A short while ago, during a routine visit to the hospital to receive the results of a scan on how the cancer was progressing, something puzzling happened. 

The surgeon showed him the scan related to the original diagnosis. He asked, "Can you see the tumour?" My friend replied, "Yes, of course, it's right there," pointing to the black mass. The surgeon then showed him another scan. 

He asked again, "This is the most recent scan we’ve just taken; can you see it on this one?" My friend peered closely into the scan and said, "Hmm. I'm not sure I can." The surgeon then responded, puzzled, that somehow, between the two scans, the tumour seemed to have disappeared. 

He added: “To be honest, in my world, we don't really have an explanation for things like this. But I suspect in yours, you do.” 

Besides being delighted for my friend, since hearing the story, I've pondered what it means. Of course, miracles are by their nature rare and we cannot automatically predict them, My friend was in the kind of church that doesn't routinely demand God for miracles but simply carried on gently praying that somehow God would be with the vicar in his struggles, hardly daring to hope that the cancer would in fact vanish.  

Was it a miracle? Or was there some other explanation? It seems to me that the answer you give to that question depends on the framework you bring to it.
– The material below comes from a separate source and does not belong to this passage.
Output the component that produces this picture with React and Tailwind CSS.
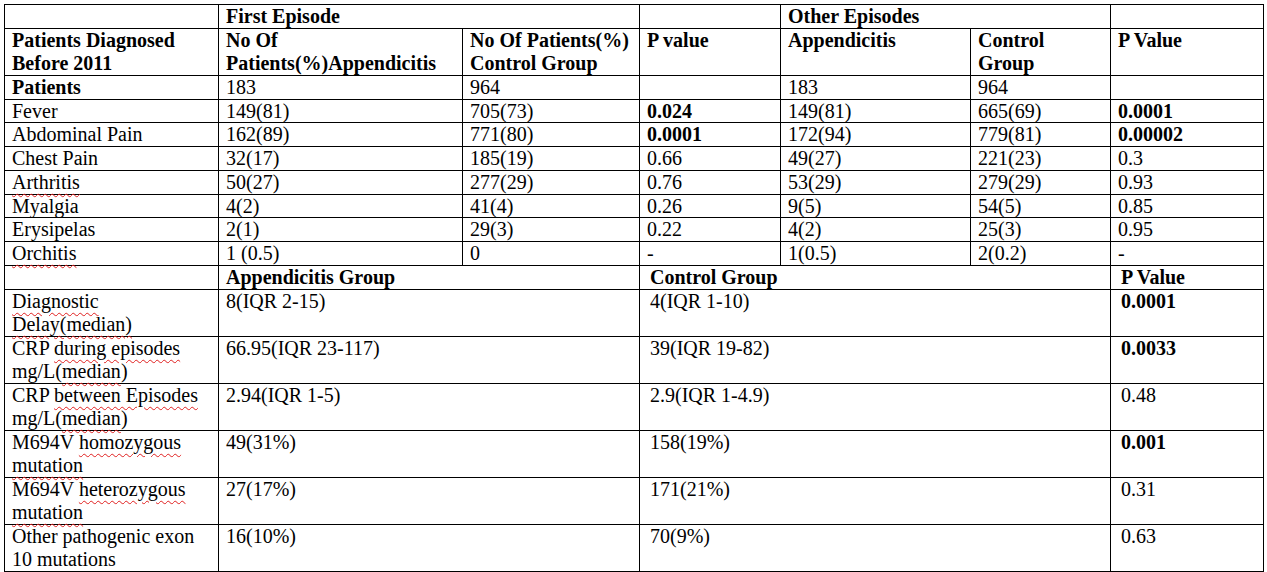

If you are a believer in a God who might do this kind of thing from time to time, and consider that such things can and do happen occasionally, not regulated by the usual course of cause and effect, but by some extra dimension of reality unseen to us and immeasurable by the methods of science, you will probably simply accept it as one of those occasional interruptions to the normal course of things. And then give thanks to God and rejoice with my friend at this sign of God’s goodness.  

Of course, it raises the question of why this cancer was healed and others aren’t, but that takes us into other territory, which I’ve examined before in relation to Donald Trump’s narrow escape. Would we rather a world in which such things as this never happened, and my friend’s cancer had taken its usual deadly course? Or a world where just every now and again, something delightful and unanticipated happens, like stumbling on a gloriously unexpected view of rolling hills and a dramatic sunset at the end of a routine walk on a summer’s evening?  

Belief in miracles doesn’t mean an irrational rejection of science and its benefits in favour of an entirely random world. it simply means an acknowledgement of the limits of our reasoning. 

An honest doctor like the one treating my friend, might recognise that the methods of medical science, for all its brilliance, value and wisdom, on which we all depend so much, has to shrug its shoulders at this point, realising that it doesn’t have the categories to explain it, reverting to a kind of agnosticism. A more thoroughgoing materialist would say: “Of course we know there are no such things as miracles, so that’s the one thing we know it is not. There must be some other explanation, and science will one day discover why such mysterious things happen.” 

What we believe about such things is determined not by the self-evident ‘facts’, the bald evidence of what is before us, but by our pre-conceived mental map of the world, our framework of faith, what we think the world is, and what, or who we think God is, (if he exists at all). We are all believers in the end – the difference is what we believe in.  

Belief in miracles doesn’t mean an irrational rejection of science and its benefits in favour of an entirely random world. it simply means an acknowledgement of the limits of our reasoning, open to the possibility of an extra dimension of enchantment that occasionally shows its face, and that there is a bigger world out there than we with our small minds and spirits are able to comprehend.  

GK Chesterton once put it like this. "Somehow or other an extraordinary idea has risen that the disbelievers in miracles consider them coldly and fairly, while believers in miracles except them only in connection with some dogma. The fact is quite the other way. The believers in miracles accept them, rightly or wrongly, because they have evidence for them. The disbelievers in miracles deny them, rightly or wrongly, because they have a doctrine against them." 

In miracles, as in much of life, you see what you're looking for.